Formenton, a restricted free agent, remains unsigned. He also remains present in trade discussions surrounding an addition to the defense corps, somewhere the Sens are not overloaded. So, this could imply a belief that Formenton and Batherson are on their way to suspensions, it could imply that Formenton’s getting traded for a blue-liner, it could imply that the Senators don’t want to give a contract to a guy in the middle of an investigation so they aren’t going to do anything beyond leave the qualifying offer to Formenton on the table and move ahead as though he isn’t going to sign it. I’m a little over my head here, but that’s what I’m gathering.
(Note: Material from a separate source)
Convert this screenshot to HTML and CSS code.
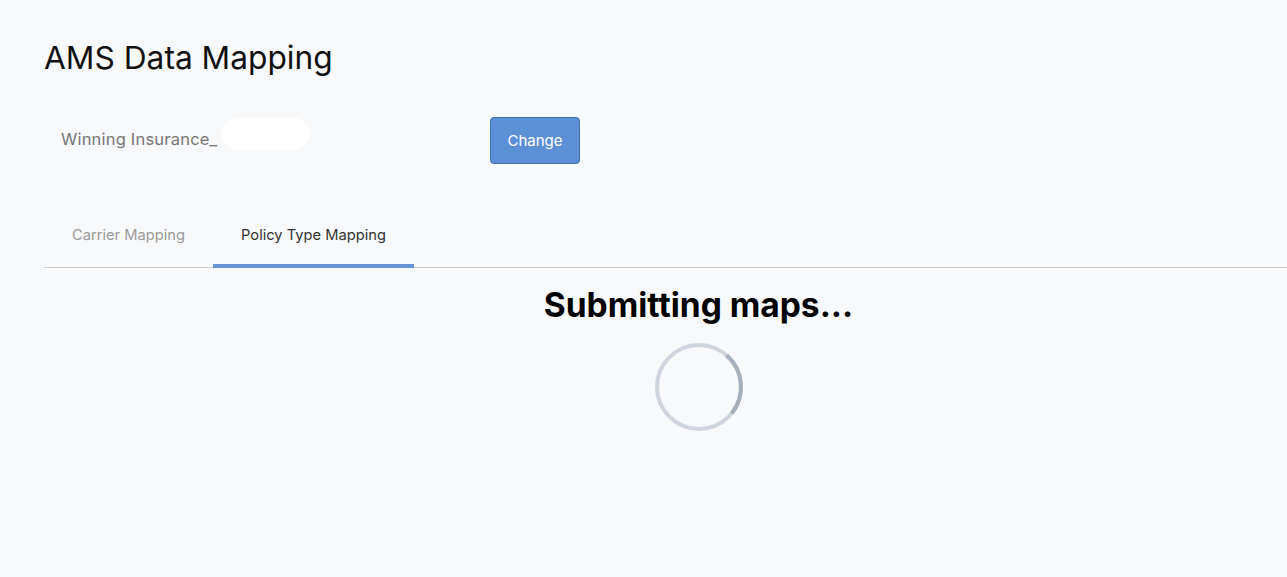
FILE: index.html
```html
<!DOCTYPE html>
<html lang="en">
<head>
  <meta charset="UTF-8" />
  <title>AMS Data Mapping</title>
  <link rel="stylesheet" href="styles.css">
</head>
<body>
  <div class="page">
    <h1>AMS Data Mapping</h1>

    <div class="agency-row">
      <div class="agency-name">Winning Insurance_<span class="redacted"></span></div>
      <button class="change-btn">Change</button>
    </div>

    <div class="tabs">
      <div class="tab">Carrier Mapping</div>
      <div class="tab active">Policy Type Mapping</div>
    </div>

    <div class="loading">
      <h2>Submitting maps...</h2>
      <svg class="spinner" width="92" height="92" viewBox="0 0 92 92">
        <circle cx="46" cy="46" r="42" fill="none" stroke="#cfd5dd" stroke-width="4" />
        <path d="M73.6 14.3 A42 42 0 0 1 78.6 72.4" fill="none" stroke="#a7afbc" stroke-width="4" />
      </svg>
    </div>
  </div>
</body>
</html>
```

FILE: styles.css
```css
body {
  font-family: Inter, 'Noto Sans', sans-serif;
  background-color: #f8f9fb;
  margin: 0;
}

.page {
  padding: 38px 0 0 44px;
}

h1 {
  margin: 0;
  font-size: 31.7px;
  font-weight: 400;
  color: #111;
  line-height: 40px;
}

.agency-row {
  display: flex;
  align-items: center;
  margin-top: 39px;
  padding-left: 17px;
}

.agency-name {
  width: 429px;
  font-size: 16.5px;
  letter-spacing: 0.2px;
  color: #777;
  position: relative;
  top: -2px;
}

.redacted {
  position: absolute;
  left: 161px;
  top: -11px;
  width: 88px;
  height: 32px;
  background: #fff;
  border-radius: 16px;
}

.change-btn {
  background-color: #5b8fd6;
  border: 1px solid #3f6fb0;
  color: white;
  font-family: inherit;
  font-size: 15px;
  width: 90px;
  height: 47px;
  border-radius: 4px;
  cursor: pointer;
}

.tabs {
  display: flex;
  margin-top: 52px;
  border-bottom: 1px solid #cccccc;
}

.tab {
  padding: 10px 28px 20px;
  font-size: 14.7px;
  color: #999;
  border-bottom: 4px solid transparent;
  margin-bottom: -1px;
}

.tab.active {
  color: #333;
  border-bottom-color: #6495d8;
}

.loading {
  display: flex;
  flex-direction: column;
  align-items: center;
  padding-left: 66px;
}

.loading h2 {
  margin: 17px 0 0;
  font-size: 33.5px;
  font-weight: 700;
  color: #000;
}

.spinner {
  margin-top: 16px;
}
```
Another Disappointing Derby

Burnley tied down at Preston North End (no, Preston doesn’t have a second team but they may have had a second cricket club way back in the 1870s when these guys started playing soccer, and to do the things we always do with these Championship opponents: Preston’s nickname’s the Lilywhites, they were a founding member of the league but haven’t been in the top division in sixty years, the city’s population’s a little over one hundred thousand and it’s right between Blackburn and Blackpool where the River Ribble starts to widen so I’m going to call it a bigger version of Appleton), and that’s fine but a win would have, again, been nice. Unlike other games where the chances have been there and the lads haven’t finished, the chances weren’t there so much even with Burnley possessing the ball pretty much all night. So, hopefully that’s a PNE thing and not a Burnley thing (I’ve seen “PNE” more than “Preston” so we’re going to use “PNE” outside of times we forget from now on). Fifth in the table with some of the matchday left to go, still third among the big five. Bristol City at home on Saturday.

In other news, Darko Churlinov is going to miss two months with an unspecified injury, and the Norwich game’s been rescheduled for October 25th.

**

Viewing schedule:

2:10 PM EDT: Rockies @ White Sox (MLB TV)

Will Joe Kelly save the White Sox season yet again?

7:10 PM EDT: Cubs @ Mets (MLB TV)

Ho hum, Cubs go for the sweep of the NL East-leading New York Mets. As one would expect from these Cubs.